The designers from Tiffany showed him the way, working at six-week intervals in L.A. and New York. “It’s been a real collaboration. That’s what I look for in people I work with,” he said. “But most of the time it doesn’t go that way. Most of the time people don’t get where you are going and can’t riff on it. It’s like jazz: You blow a few notes and the guy next to you takes it. That’s what we are talking about.”

Now that he’s been at it for a while, Gehry feels that the process of designing jewelry and objects has become its own thing, separate from referencing his past work. “And now for the first time, these pots are starting to feed back into my architecture,” he said, pointing to a photograph of jagged bone china pots in a Tiffany catalog.

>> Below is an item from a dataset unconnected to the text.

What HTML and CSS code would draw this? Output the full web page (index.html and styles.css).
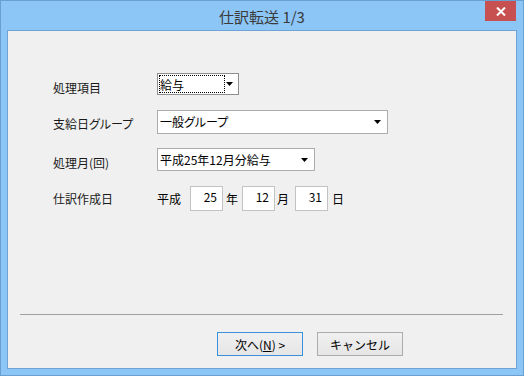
FILE: index.html
```html
<!DOCTYPE html>
<html lang="ja">
<head>
  <meta charset="UTF-8" />
  <title>仕訳転送 1/3</title>
  <link rel="stylesheet" href="styles.css">
</head>
<body>
  <div class="window">
    <div class="titlebar">
      <span class="title">仕訳転送 1/3</span>
      <button class="close" title="閉じる">
        <svg width="10" height="9" viewBox="0 0 10 9"><path d="M1 0.5 L9 8.5 M9 0.5 L1 8.5" stroke="#fff" stroke-width="2"/></svg>
      </button>
    </div>
    <div class="client">
      <div class="form">
        <div class="row row-item">
          <span class="label">処理項目</span>
          <div class="combo combo-item">
            <span class="value focus">給与</span>
            <svg class="arrow" width="7" height="4" viewBox="0 0 7 4"><polygon points="0,0 7,0 3.5,4" fill="#000"/></svg>
          </div>
        </div>
        <div class="row row-group">
          <span class="label">支給日グループ</span>
          <div class="combo combo-group">
            <span class="value">一般グループ</span>
            <svg class="arrow" width="7" height="4" viewBox="0 0 7 4"><polygon points="0,0 7,0 3.5,4" fill="#000"/></svg>
          </div>
        </div>
        <div class="row row-month">
          <span class="label">処理月(回)</span>
          <div class="combo combo-month">
            <span class="value">平成25年12月分給与</span>
            <svg class="arrow" width="7" height="4" viewBox="0 0 7 4"><polygon points="0,0 7,0 3.5,4" fill="#000"/></svg>
          </div>
        </div>
        <div class="row row-date">
          <span class="label">仕訳作成日</span>
          <div class="date">
            <span class="era">平成</span>
            <span class="num num-y">25</span>
            <span class="unit u-y">年</span>
            <span class="num num-m">12</span>
            <span class="unit u-m">月</span>
            <span class="num num-d">31</span>
            <span class="unit u-d">日</span>
          </div>
        </div>
      </div>
      <div class="sep"></div>
      <div class="buttons">
        <button class="btn default">次へ(<u>N</u>) &gt;</button>
        <button class="btn">キャンセル</button>
      </div>
    </div>
  </div>
</body>
</html>
```

FILE: styles.css
```css
* {
  box-sizing: border-box;
  margin: 0;
  padding: 0;
}
body {
  font-family: "Noto Sans CJK JP", "Noto Sans", sans-serif;
  font-size: 12px;
  font-feature-settings: "palt";
  color: #000;
  background: #8cc6f7;
}
.window {
  width: 524px;
  height: 376px;
  background: #8cc6f7;
  border: 1px solid #6a9fd2;
  display: flex;
  flex-direction: column;
  position: relative;
}
.titlebar {
  height: 29px;
  display: flex;
  justify-content: center;
  align-items: center;
}
.title {
  font-size: 15px;
  color: #3a3a3a;
  line-height: 20px;
  margin-top: 2px;
  font-feature-settings: normal;
}
.close {
  position: absolute;
  top: 0;
  right: 7px;
  width: 31px;
  height: 20px;
  background: #c75050;
  border: none;
  display: flex;
  align-items: center;
  justify-content: center;
}
.client {
  flex: 1;
  margin: 0 6px 6px 6px;
  border: 1px solid #6fa3d6;
  background: #f0f0f0;
  display: flex;
  flex-direction: column;
}
.form {
  padding: 42px 0 0 45px;
  display: flex;
  flex-direction: column;
}
.row {
  display: flex;
  align-items: flex-start;
}
.row-item { height: 22px; }
.row-group { height: 24px; margin-top: 15px; }
.row-month { height: 23px; margin-top: 14px; }
.row-date { height: 25px; margin-top: 15px; }
.label {
  width: 104px;
  line-height: 16px;
  color: #1a1a1a;
}
.row-item .label { margin-top: 7px; }
.row-group .label { margin-top: 6px; }
.row-month .label { margin-top: 7px; }
.row-date .label { margin-top: 5px; }
.combo {
  background: #fff;
  border: 1px solid #acacac;
  display: flex;
  align-items: center;
  justify-content: space-between;
  padding: 0 6px 0 1px;
}
.combo-item {
  width: 82px;
  height: 22px;
  border-color: #8e8e8e;
  padding: 1px 5px 1px 1px;
  align-items: stretch;
}
.combo-group {
  width: 231px;
  height: 24px;
}
.combo-month {
  width: 158px;
  height: 23px;
}
.value {
  line-height: 18px;
  padding-left: 1px;
}
.value.focus {
  width: 66px;
  border: 1px dotted #000;
  padding-left: 0;
}
.arrow {
  flex: none;
  align-self: center;
}
.date {
  display: flex;
  align-items: flex-start;
}
.era, .unit {
  line-height: 16px;
  margin-top: 5px;
}
.era {
  width: 24px;
}
.num {
  width: 33px;
  height: 25px;
  background: #fff;
  border: 1px solid #c3c3c3;
  text-align: right;
  padding: 2px 5px 0 0;
  line-height: 16px;
}
.num-y { margin-left: 9px; }
.num-m { margin-left: 4px; }
.num-d { margin-left: 6px; }
.u-y { margin-left: 3px; }
.u-m { margin-left: 2px; }
.u-d { margin-left: 4px; }
.sep {
  margin: auto 13px 17px 12px;
  height: 1px;
  background: #a0a0a0;
}
.buttons {
  display: flex;
  gap: 14px;
  padding-left: 209px;
  margin-bottom: 12px;
}
.btn {
  width: 86px;
  height: 24px;
  font-family: inherit;
  font-size: 12px;
  color: #000;
  background: linear-gradient(#f0f0f0, #e5e5e5);
  border: 1px solid #acacac;
}
.btn.default {
  border-color: #3c8fdc;
}
```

“The inspiration for these came from prehistoric rocks made by Neanderthals to cut. An artist friend of mine has a collection of them. When I saw them I went nuts. They are so beautiful and faceted, very architectural and casual. And there’s a kind of indeterminacy about them that I like and have started to use in my building.”

Gehry’s partnership with Tiffany is ongoing. The collection is available in Los Angeles, New York, London and Tokyo, and will be released to more stores and online this summer. “I feel like we just started,” he said. “And if the general public likes what we are doing, they ain’t seen nothin’ yet.”